Press freedom advocates have called for the Iranian ambassador to the United Kingdom to look into the cases of several jailed journalists in Iran following comments he made about the conduct of a UK-based satellite TV station.
On November 5, the Iranian Ambassador to the UK Hamid Baedinejad tweeted: “Some of Iran International employees who wish to leave the TV network have called my embassy and complained about the intimidations made by the network managers that if they leave, they will be sued. The embassy has appointed a special attorney to provide these reporters with legal advice.”
This tweet led to a response from press freedom group Reporters Without Borders (RSF), which campaigns for the rights of journalists. The organization retweeted the ambassador’s tweet, and after thanking him, asked him if he could be of any help with respect to the following jailed journalists: Mohammad Sharifi-Moghadam, Kasra Noori, Amir Noori, Reza Entesari, Sina Entesari, and Hengameh Shahidi. They are currently being held in Iranian prisons without access to their lawyers.
A few days prior to the exchange, a group of Iranian exiled journalists, including Mohammad Sahimi and Mehdi Jami, published articles about the financial sponsor for UK-based Iran International satellite TV. They claimed that Iran International is sponsored by Saudi Arabia and follows their policies when establishing its editorial lines.
Iran International managers and hosts are known reformist figures and many are former employees of BBC Persian, VOA Farsi, and Manoto TV. They include Mohammad Manzarpour (manager), Ali-Asghar Ramezanpour (chief editor), Hussein Rasam, Negar Mortazavi, Mahmonir Rahimi and Pantea Modiri.
According to the journalists’ accounts, some of the programs aired on the network had not been agreed upon by all the relevant colleagues, resulting in some of them choosing to leave the network. Examples include news coverage of a People’s Mojahedin Organization (MEK) gathering — the MEK is a controversial anti-regime organization that Iran and other countries consider to be a terrorist organization — and an interview with a spokesman from Al-Ahwaz, a separatist Arab militia, after it claimed responsibility for the attack on a military parade in Iran.
Why not speak out about jailed journalists?
When the Iranian ambassador in London spoke out against Iran International, RSF took the opportunity to ask why he had not spoken on the widespread repression of journalists over the last month, including the arrests of Pouyan Khoshhal on October 24, Vahid Ahang on October 31 and Masoud Kazemi on November 5.

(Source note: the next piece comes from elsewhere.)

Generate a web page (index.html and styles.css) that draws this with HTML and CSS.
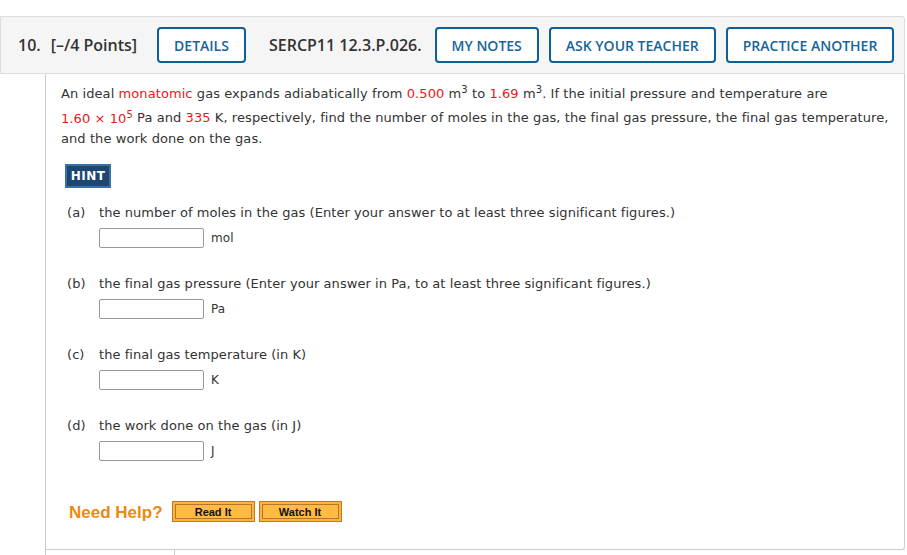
FILE: index.html
```html
<!DOCTYPE html>
<html lang="en">
<head>
<meta charset="utf-8">
<title>Question 10</title>
<link rel="stylesheet" href="styles.css">
</head>
<body>
<div class="question">
  <div class="qhead">
    <span class="qnum">10.</span>
    <span class="qpoints">[–/4 Points]</span>
    <button class="qbtn qbtn-details">DETAILS</button>
    <span class="qcode">SERCP11 12.3.P.026.</span>
    <button class="qbtn qbtn-notes">MY NOTES</button>
    <button class="qbtn qbtn-ask">ASK YOUR TEACHER</button>
    <button class="qbtn qbtn-practice">PRACTICE ANOTHER</button>
  </div>
  <div class="qbody">
    <div class="qmain">
      <p class="prompt">An ideal <span class="red">monatomic</span> gas expands adiabatically from <span class="red">0.500</span> m<sup>3</sup> to <span class="red">1.69</span> m<sup>3</sup>. If the initial pressure and temperature are<br><span class="red">1.60 × 10<sup>5</sup></span> Pa and <span class="red">335</span> K, respectively, find the number of moles in the gas, the final gas pressure, the final gas temperature,<br>and the work done on the gas.</p>
      <div class="hint-row"><span class="hint">HINT</span></div>

      <div class="part">
        <span class="plabel">(a)</span>
        <span class="ptext">the number of moles in the gas (Enter your answer to at least three significant figures.)</span>
        <span class="pinput"><span class="box"></span><span class="unit">mol</span></span>
      </div>
      <div class="part">
        <span class="plabel">(b)</span>
        <span class="ptext">the final gas pressure (Enter your answer in Pa, to at least three significant figures.)</span>
        <span class="pinput"><span class="box"></span><span class="unit">Pa</span></span>
      </div>
      <div class="part">
        <span class="plabel">(c)</span>
        <span class="ptext">the final gas temperature (in K)</span>
        <span class="pinput"><span class="box"></span><span class="unit">K</span></span>
      </div>
      <div class="part">
        <span class="plabel">(d)</span>
        <span class="ptext">the work done on the gas (in J)</span>
        <span class="pinput"><span class="box"></span><span class="unit">J</span></span>
      </div>

      <div class="help">
        <span class="help-title">Need Help?</span>
        <span class="hbtn"><span class="hbtn-in">Read It</span></span>
        <span class="hbtn"><span class="hbtn-in">Watch It</span></span>
      </div>
    </div>
    <div class="next"></div>
  </div>
</div>
</body>
</html>
```

FILE: styles.css
```css
html, body {
  margin: 0;
  padding: 0;
  background: #ffffff;
}

body {
  padding-top: 16px;
  font-family: "DejaVu Sans", Verdana, sans-serif;
  color: #333333;
}

.question {
  width: 905px;
}

.qhead {
  box-sizing: border-box;
  height: 58px;
  display: flex;
  align-items: center;
  padding-left: 17px;
  background: #f5f5f5;
  border: 1px solid #dddddd;
  border-radius: 0 3px 0 0;
  font-family: "Open Sans", sans-serif;
  font-weight: 600;
  font-size: 16px;
  color: #333333;
}

.qnum {
  margin-right: 10px;
}

.qbtn {
  box-sizing: border-box;
  height: 36px;
  padding: 0 15px;
  border: 2px solid #0f5f98;
  border-radius: 4px;
  background: #ffffff;
  font-family: "Open Sans", sans-serif;
  font-weight: 600;
  font-size: 14px;
  color: #17649b;
  letter-spacing: 0;
}

.qbtn-details { margin-left: 20px; }
.qcode { margin-left: 23px; }
.qbtn-notes { margin-left: 13px; }
.qbtn-ask { margin-left: 10px; }
.qbtn-practice { margin-left: 10px; }

.qbody {
  margin-left: 45px;
  border-left: 1px solid #cccccc;
}

.qmain {
  padding: 6px 14px 26px 15px;
  border-right: 1px solid #cccccc;
  border-bottom: 1px solid #cccccc;
  border-radius: 0 0 3px 0;
}

.prompt {
  margin: 0;
  font-size: 13px;
  line-height: 20px;
  letter-spacing: 0.08px;
  white-space: nowrap;
}

.prompt sup {
  font-size: 10px;
  line-height: 20px;
}

.red {
  color: #e8181a;
}

.hint-row {
  margin-top: 15px;
  margin-left: 4px;
  height: 24px;
}

.hint {
  box-sizing: border-box;
  display: inline-flex;
  align-items: center;
  justify-content: center;
  width: 46px;
  height: 24px;
  background: #1d4670;
  border: 2px solid #3b72a6;
  color: #ffffff;
  font-family: "DejaVu Sans", Verdana, sans-serif;
  font-weight: bold;
  font-size: 12px;
  letter-spacing: 0.5px;
}

.part {
  display: grid;
  grid-template-columns: 32px auto;
  row-gap: 5px;
  margin-left: 6px;
  margin-top: 15px;
  font-size: 13px;
  line-height: 20px;
  letter-spacing: 0.06px;
}

.part + .part {
  margin-top: 26px;
}

.plabel {
  grid-column: 1;
}

.ptext {
  grid-column: 2;
}

.pinput {
  grid-column: 2;
  display: flex;
  align-items: center;
  height: 20px;
}

.box {
  box-sizing: border-box;
  width: 105px;
  height: 20px;
  border: 1px solid #999999;
  border-radius: 2px;
  background: #ffffff;
}

.unit {
  margin-left: 7px;
  font-size: 12px;
}

.help {
  display: flex;
  align-items: center;
  margin-top: 40px;
  margin-left: 8px;
}

.help-title {
  font-family: "Liberation Sans", Arial, sans-serif;
  font-weight: bold;
  font-size: 17px;
  color: #ea8a10;
  margin-right: 9px;
  padding-top: 2px;
}

.hbtn {
  box-sizing: border-box;
  display: inline-block;
  width: 83px;
  height: 21px;
  padding: 2px;
  border: 1px solid #c1782a;
  background: #fdb43c;
  margin-right: 4px;
}

.hbtn-in {
  box-sizing: border-box;
  display: flex;
  align-items: center;
  justify-content: center;
  height: 15px;
  border: 1px solid #b5762c;
  background: #ffbb42;
  font-family: "Liberation Sans", Arial, sans-serif;
  font-weight: bold;
  font-size: 11px;
  color: #111111;
}

.next {
  margin-left: 128px;
  height: 7px;
  border-left: 1px solid #cccccc;
}
```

And, quite apart from the significant question RSF raised, recent violence against journalists — including the horrific murder of Saudi journalist Jamal Khashoggi in the Saudi embassy in Turkey — have pointed to concerns about Iranian journalists’ safety. Do journalists who formerly worked for BBC Persian, VOA Farsi, Manoto TV, and Iran International feel safe in Iran’s embassy? Do any of them believe the ambassador's tweet to be genuine? Has the Islamic Republic ever helped an Iranian journalist, apart from those employees working for the state media, Islamic Republic of Iran Broadcasting?
The journalists mentioned in RSF’s tweet are not dangerous or vicious criminals, they are people who chose journalism as their career. But they remain in prison without access to their lawyers and denied family visits, and they have been there for weeks. Hengameh Shahidi has been in prison before, and has told her story of being brutally interrogated and physically assaulted while incarcerated. Photographs of Shahidi before and after her first prison sentence provide a good indication of the toll prison takes on journalists. She was arrested again when she complained about judiciary officials in Iran on June 26.
Shahidi faced harsh interrogations and physical abuse while in prison
Human rights organizations across the globe repeatedly rank the Islamic Republic as one of the biggest jailers of journalists and one of the worst environments for press freedom. Whether the administration is moderate or conservative, journalists face harsh treatment and are accused of spying, plotting to overthrow the regime and acting against Islam and the state. Given such a dark history, the Iranian diplomat’s statements seem more like a piece of satire rather than a true offer to help journalists, who could probably never trust him in the first place.